After completing her schooling at the Athlone School for the Blind, she worked as a switchboard operator at an organisation for people with disabilities.

She lost her job over 20 years ago, shortly before the birth of her son.

Around the same time, her vision worsened, and by the age of 33 she was completely blind.

"But I thank God for giving me the chance to see the world before the darkness came. When I lost my sight, I knew where everything was. I could travel, cook, even mop my own floors. Sometimes people don't believe that I am blind, because I still try to do everything myself," Zothe says proudly.

She could also be there for her husband, who suffers from epilepsy and mental conditions.

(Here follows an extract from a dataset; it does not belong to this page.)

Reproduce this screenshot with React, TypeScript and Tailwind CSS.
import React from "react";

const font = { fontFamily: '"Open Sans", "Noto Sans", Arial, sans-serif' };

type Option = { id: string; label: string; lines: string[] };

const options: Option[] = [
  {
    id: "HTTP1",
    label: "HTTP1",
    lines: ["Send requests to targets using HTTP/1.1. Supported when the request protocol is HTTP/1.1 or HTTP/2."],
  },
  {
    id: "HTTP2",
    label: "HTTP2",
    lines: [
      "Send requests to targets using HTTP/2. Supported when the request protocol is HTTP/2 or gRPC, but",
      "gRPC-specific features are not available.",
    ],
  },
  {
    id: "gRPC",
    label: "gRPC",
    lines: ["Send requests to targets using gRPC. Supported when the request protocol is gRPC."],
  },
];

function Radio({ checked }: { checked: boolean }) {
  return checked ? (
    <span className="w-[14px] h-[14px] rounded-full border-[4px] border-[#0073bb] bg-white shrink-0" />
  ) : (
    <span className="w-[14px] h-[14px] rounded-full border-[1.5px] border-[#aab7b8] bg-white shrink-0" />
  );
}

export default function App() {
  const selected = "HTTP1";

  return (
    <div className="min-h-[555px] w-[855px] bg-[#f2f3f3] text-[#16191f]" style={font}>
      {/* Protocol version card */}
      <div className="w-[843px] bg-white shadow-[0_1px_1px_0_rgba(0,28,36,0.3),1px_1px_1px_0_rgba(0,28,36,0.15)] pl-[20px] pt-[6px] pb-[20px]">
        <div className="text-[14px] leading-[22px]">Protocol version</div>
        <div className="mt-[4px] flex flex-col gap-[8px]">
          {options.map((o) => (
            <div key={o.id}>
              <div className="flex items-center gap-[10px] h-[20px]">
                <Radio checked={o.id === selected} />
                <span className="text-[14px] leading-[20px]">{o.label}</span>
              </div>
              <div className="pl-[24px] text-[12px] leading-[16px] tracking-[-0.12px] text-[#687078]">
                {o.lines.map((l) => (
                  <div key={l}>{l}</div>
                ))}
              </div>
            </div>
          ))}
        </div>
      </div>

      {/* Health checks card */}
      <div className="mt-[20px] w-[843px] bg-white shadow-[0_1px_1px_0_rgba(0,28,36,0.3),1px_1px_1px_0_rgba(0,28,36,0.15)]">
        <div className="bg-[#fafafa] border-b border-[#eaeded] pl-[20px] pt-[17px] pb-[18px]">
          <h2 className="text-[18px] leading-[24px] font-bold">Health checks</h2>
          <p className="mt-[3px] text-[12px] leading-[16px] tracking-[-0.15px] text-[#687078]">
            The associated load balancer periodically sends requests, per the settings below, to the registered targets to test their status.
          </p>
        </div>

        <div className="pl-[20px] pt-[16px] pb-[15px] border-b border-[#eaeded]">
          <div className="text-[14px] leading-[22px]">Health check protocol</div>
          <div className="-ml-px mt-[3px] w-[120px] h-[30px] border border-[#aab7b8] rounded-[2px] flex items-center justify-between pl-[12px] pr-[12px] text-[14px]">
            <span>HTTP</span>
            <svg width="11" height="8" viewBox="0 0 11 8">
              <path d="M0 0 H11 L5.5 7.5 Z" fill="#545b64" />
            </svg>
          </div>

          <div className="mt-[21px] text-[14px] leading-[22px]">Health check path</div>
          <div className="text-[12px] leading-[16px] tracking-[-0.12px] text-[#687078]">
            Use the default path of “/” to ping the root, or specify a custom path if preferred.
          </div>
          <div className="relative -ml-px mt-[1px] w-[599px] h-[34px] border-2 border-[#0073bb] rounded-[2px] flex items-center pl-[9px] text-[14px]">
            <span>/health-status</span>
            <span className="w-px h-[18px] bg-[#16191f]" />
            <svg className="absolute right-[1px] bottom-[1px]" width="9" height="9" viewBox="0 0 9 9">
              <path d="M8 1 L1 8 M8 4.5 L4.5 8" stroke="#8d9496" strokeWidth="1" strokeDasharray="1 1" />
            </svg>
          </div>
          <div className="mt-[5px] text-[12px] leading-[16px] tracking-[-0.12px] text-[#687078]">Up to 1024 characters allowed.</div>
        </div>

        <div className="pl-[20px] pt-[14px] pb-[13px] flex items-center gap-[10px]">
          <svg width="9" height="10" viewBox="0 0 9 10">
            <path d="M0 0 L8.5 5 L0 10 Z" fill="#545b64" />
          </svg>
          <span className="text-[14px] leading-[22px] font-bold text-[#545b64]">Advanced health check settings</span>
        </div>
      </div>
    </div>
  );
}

"Everyone - my husband and two children - depend on me. I have no choice but to be strong. They look to me for guidance and solutions when there are problems. So when I had no work, and times became tougher, I knew I had to make a plan."

One day, Zothe travelled to Cape Town from Khayelitsha, found a busy corner and started to sing.

"I know it's my talent and I love it. I sang and I sang and I sang and by the end of the day, I had enough money to feed my children. I don't beg or ask for money. I open my mouth and let God speak. If it touches people, I am happy. And I am grateful when people help me in a small way in turn."


She is proud of what she does, wearing her Sunday best as she sits on a crate outside Mr Price, two bottles of water at her feet for her constant drink breaks.

"The government tells us to do something to help ourselves. This is me helping myself. For some reason, people think being blind or deaf means your brain doesn't work. Mine works fine, yet nobody wants to give me a job. I wish I could find a steady income. But I don't have many options."

Her corner is not the safest place, Zothe admits, but believes it's where she gets the most foot traffic.

"It can be dangerous. People try to rob me, but the traders and security guards around me are my eyes. They one day caught a guy trying to take the money from my cup. They chased him and gave him a good beating. Shame," she says.

The songs she sings are mostly what she learnt at The Worship Centre in Khayelitsha, but Zothe has also written a few of her own. She is hopeful that one day a record producer will pass by, recognise her talent and make her a star, she jokes.

"Singing heals my spirit. My life has been difficult, but all I want is to thank and praise God for what he has done for me and what he will still do for me and my family. I don't know where our Christmas meal will come from, but I know my Lord will make a way."